The Ipswich City Council planning team, managing one of Australia's fastest-growing local government areas, received a record volume of material change of use applications in the first quarter of 2026. The Brisbane CBD's King George Square commercial precinct and the Fortitude Valley Priority Development Area — where the Queensland government holds assessment jurisdiction — have each flagged revised digital lodgement standards in guidance notes issued in late 2025. Those standards specifically call out duplicate image replacement as a recurring source of delay, requiring applicants to use unique file-naming conventions tied to the relevant survey plan or lot reference number.

The cost implication at project level is not trivial. In the SEQ market, where a mid-tier residential developer might be running 30 to 50 active applications simultaneously, a single round of resubmission triggered by duplicate imagery can push a decision-making clock back by 10 to 15 business days under the Sustainable Planning framework's statutory timeframes. Across a portfolio, that translates directly to holding costs on land that may be financed at current commercial rates above seven percent per annum.

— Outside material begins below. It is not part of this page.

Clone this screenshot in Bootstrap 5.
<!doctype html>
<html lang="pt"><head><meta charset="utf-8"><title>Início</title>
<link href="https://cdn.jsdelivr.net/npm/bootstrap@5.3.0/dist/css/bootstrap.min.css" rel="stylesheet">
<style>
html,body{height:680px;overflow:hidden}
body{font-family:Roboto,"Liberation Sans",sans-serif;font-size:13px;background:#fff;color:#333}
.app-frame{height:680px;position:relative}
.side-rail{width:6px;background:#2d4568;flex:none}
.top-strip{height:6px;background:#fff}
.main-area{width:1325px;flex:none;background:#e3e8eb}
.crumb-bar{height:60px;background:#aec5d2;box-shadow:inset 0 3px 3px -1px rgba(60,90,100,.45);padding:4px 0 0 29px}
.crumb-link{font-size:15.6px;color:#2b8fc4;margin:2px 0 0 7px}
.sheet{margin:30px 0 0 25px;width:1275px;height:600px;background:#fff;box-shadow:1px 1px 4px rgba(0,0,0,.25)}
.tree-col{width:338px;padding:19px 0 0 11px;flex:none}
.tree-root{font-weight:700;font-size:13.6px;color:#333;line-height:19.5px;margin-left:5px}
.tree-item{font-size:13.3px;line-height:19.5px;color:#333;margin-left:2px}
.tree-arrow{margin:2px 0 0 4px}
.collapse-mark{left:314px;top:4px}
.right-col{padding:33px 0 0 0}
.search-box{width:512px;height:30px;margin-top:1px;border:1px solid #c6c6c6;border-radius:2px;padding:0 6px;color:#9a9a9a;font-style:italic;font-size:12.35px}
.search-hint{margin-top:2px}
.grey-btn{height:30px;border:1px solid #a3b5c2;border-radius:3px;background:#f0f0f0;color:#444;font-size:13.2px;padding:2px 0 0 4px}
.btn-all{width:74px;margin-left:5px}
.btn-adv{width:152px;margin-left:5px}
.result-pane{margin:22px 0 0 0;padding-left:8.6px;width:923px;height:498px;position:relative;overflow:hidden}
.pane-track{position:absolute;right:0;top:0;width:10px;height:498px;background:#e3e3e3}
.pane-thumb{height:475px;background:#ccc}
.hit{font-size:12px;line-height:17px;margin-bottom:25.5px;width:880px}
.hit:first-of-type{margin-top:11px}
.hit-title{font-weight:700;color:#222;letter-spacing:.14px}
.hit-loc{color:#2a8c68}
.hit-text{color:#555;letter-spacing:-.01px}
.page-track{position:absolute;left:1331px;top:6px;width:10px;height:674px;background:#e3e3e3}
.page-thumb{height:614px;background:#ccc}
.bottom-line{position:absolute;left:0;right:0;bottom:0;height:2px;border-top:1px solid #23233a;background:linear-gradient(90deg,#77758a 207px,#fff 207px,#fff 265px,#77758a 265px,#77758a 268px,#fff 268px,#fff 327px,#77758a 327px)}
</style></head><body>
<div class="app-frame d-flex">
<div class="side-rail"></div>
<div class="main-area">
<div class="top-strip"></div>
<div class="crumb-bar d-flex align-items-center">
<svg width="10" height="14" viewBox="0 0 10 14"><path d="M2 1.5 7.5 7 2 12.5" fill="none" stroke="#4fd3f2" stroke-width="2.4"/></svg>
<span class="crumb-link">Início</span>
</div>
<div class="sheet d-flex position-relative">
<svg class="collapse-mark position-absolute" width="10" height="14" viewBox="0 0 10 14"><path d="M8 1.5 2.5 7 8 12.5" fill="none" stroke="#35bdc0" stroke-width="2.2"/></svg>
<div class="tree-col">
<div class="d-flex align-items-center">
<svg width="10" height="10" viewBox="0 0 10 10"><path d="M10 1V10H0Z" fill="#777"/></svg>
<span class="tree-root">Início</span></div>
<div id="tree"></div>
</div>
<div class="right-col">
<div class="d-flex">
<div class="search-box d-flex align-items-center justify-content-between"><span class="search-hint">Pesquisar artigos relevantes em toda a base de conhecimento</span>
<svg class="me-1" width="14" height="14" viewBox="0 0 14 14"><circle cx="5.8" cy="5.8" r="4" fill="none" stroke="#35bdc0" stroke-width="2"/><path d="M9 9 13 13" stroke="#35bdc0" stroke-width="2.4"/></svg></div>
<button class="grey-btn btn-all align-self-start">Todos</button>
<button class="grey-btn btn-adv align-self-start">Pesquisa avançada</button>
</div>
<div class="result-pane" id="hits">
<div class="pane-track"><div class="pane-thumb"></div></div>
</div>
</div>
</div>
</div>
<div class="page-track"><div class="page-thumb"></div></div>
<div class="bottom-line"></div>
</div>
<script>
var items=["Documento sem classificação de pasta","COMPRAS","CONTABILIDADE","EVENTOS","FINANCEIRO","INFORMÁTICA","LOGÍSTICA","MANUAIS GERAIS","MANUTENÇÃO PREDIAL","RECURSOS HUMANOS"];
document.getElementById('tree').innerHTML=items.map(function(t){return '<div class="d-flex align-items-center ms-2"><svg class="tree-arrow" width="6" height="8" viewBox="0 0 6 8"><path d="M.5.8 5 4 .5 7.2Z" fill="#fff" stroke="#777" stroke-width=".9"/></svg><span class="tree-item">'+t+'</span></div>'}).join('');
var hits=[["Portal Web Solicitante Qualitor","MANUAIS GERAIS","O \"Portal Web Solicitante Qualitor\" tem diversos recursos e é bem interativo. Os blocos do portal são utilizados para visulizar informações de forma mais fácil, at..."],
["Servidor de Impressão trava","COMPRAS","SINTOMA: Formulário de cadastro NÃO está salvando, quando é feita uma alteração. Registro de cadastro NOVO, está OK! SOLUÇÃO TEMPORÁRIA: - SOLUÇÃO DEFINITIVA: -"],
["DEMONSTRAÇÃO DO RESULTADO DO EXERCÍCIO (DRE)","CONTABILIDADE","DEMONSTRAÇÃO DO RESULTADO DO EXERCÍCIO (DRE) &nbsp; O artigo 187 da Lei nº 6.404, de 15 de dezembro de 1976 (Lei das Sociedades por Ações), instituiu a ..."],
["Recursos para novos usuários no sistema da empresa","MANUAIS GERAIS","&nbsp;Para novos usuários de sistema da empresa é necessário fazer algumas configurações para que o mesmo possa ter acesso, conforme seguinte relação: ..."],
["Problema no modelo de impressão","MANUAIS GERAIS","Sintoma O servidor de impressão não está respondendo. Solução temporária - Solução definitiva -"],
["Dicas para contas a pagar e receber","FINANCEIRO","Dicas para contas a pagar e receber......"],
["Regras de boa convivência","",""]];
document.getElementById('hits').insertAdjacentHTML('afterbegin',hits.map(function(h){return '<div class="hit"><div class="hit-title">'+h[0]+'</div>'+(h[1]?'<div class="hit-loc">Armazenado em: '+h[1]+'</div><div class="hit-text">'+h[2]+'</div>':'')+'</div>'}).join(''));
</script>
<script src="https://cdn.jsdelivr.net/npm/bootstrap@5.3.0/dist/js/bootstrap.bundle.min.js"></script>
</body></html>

What Planners Are Doing About It

The state government's Department of Housing, Local Government, Planning and Public Works updated its ePlanning lodgement guide in April 2026, introducing a duplicate-detection flag inside the Development.i portal that returns an automated warning when an uploaded image file shares a pixel-hash match with a previously lodged document in the same application. The feature, which rolls out to councils using the integrated state system from 1 September 2026, is designed to catch the most common error class — a consultant re-uploading a superseded site plan photograph without deleting the earlier version.

Firms operating out of Brisbane's Newstead and South Brisbane design precincts, where many of the city's busiest planning consultancies are headquartered, have started piloting internal pre-lodgement audit checklists that run a simple filename and file-size cross-check before any submission package is finalised. The approach mirrors workflows already standard in larger infrastructure firms managing submissions to the Queensland Major Projects pipeline.

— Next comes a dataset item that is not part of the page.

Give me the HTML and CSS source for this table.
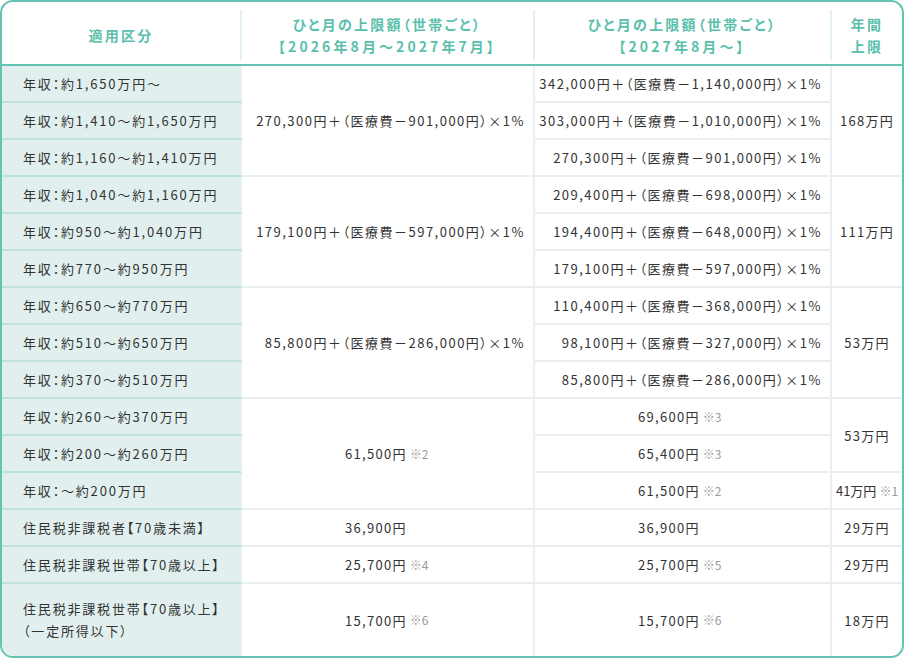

For smaller developers and owner-builders lodging through the Brisbane City Council eDevelopment portal — particularly those managing infill projects in Morningside, Coorparoo and Tarragindi — the practical advice is the same: assign every image a file name that includes the lot on plan number, the revision date and a sequential image number. It takes minutes to implement and, according to the council's published lodgement guidelines updated in March 2026, remains the single most effective way to avoid a request for information that stops the clock on your assessment entirely.